> Requirements:
Count each line in which the word "index" appears. Reply with the total and nothing more.
— BEGIN Provided data —
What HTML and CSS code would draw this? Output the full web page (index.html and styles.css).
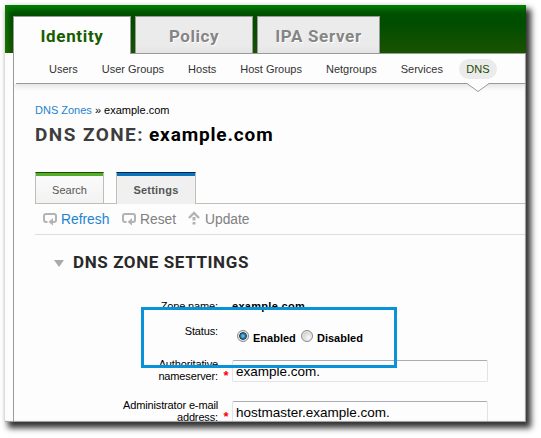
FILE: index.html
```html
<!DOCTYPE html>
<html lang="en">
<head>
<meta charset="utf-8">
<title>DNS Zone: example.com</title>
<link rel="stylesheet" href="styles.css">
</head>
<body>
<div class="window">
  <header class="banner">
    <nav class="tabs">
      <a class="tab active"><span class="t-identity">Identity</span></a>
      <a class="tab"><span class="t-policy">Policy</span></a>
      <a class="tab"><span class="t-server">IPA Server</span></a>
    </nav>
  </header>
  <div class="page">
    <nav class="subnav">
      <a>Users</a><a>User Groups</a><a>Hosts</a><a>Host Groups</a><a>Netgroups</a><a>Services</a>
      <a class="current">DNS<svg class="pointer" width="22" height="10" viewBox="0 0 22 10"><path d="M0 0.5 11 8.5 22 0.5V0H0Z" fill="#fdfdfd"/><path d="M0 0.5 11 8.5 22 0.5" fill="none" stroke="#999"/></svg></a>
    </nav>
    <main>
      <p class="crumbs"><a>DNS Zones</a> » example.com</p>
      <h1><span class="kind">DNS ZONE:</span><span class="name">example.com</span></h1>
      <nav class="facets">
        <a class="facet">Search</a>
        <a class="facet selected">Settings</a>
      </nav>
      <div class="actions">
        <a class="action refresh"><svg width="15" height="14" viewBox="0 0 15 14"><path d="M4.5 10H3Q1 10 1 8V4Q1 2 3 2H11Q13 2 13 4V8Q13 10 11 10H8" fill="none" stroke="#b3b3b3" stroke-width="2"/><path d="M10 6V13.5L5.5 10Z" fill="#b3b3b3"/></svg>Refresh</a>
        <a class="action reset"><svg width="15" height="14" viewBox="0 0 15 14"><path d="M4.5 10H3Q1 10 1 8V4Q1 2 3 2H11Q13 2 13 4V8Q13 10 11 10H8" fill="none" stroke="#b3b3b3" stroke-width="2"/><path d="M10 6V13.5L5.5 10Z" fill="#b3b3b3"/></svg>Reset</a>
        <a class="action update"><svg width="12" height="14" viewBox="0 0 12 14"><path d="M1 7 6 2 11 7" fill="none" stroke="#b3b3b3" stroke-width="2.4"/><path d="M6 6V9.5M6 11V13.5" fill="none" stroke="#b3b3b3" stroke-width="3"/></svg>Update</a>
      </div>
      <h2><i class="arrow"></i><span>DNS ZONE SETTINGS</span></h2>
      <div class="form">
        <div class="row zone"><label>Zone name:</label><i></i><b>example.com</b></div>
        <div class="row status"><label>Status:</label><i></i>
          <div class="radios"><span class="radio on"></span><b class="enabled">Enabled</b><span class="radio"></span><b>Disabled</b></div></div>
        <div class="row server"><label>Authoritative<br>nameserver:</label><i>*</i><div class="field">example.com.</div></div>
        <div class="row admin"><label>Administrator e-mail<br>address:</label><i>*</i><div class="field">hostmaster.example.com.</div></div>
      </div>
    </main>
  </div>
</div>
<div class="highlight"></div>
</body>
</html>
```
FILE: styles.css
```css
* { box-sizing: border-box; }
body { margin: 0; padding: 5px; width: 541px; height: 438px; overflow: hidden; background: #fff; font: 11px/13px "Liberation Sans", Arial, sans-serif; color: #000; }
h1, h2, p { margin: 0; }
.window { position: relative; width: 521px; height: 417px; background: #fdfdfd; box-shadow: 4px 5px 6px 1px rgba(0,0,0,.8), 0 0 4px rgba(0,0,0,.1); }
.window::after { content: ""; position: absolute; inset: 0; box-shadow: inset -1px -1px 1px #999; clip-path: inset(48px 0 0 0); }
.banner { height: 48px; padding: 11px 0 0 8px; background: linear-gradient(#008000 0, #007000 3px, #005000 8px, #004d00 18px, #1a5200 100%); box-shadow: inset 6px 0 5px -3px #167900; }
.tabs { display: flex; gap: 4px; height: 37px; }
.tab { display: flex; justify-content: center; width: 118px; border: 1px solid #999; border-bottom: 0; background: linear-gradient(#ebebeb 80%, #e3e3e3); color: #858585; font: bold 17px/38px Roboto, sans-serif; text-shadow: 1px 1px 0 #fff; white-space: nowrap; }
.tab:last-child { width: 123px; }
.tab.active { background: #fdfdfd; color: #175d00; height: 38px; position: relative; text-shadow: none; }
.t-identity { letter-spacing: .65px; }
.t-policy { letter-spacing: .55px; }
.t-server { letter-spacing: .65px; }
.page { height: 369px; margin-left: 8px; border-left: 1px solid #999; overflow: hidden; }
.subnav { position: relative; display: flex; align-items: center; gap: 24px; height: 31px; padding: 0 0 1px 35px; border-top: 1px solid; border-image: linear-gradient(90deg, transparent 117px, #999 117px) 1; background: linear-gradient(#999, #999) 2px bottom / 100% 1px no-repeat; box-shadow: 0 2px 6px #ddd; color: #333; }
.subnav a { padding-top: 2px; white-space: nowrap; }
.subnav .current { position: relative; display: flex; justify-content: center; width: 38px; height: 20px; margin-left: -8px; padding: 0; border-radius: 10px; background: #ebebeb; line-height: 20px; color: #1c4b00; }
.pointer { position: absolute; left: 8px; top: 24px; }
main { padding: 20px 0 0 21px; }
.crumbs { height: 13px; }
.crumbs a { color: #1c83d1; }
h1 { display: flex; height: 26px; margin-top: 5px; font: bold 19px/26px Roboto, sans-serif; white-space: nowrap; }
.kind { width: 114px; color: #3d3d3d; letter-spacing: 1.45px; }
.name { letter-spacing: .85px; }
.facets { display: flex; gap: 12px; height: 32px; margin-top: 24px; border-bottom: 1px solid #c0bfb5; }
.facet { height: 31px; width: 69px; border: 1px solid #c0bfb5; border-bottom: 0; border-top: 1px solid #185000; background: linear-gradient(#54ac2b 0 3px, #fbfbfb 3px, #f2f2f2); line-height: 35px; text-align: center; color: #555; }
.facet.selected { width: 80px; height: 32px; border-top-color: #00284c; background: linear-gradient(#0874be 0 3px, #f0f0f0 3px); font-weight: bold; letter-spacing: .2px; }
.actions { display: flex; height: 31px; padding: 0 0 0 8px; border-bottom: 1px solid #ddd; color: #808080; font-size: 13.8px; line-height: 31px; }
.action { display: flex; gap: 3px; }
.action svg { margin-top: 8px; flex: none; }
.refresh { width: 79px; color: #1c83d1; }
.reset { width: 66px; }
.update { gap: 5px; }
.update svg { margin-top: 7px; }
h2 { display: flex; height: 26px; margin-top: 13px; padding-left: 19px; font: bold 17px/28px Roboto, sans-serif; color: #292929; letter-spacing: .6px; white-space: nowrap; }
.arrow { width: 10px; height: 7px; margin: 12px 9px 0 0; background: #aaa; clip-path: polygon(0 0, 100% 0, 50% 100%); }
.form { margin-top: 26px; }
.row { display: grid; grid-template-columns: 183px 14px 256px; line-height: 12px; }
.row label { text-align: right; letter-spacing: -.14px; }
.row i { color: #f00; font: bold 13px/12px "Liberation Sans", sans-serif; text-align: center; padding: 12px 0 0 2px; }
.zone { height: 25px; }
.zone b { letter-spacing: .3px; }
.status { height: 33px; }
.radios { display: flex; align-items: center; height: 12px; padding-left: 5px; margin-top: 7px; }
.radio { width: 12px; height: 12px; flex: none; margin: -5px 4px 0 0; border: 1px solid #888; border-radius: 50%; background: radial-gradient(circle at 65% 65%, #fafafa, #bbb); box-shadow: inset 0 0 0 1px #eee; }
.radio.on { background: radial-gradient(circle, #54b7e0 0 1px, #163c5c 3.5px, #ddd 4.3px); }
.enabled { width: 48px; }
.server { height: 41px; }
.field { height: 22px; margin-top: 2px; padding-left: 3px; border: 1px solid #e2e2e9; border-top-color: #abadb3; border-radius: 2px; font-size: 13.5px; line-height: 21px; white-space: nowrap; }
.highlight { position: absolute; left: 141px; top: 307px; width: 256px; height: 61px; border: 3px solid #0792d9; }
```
— END Provided data —
> Solution:
2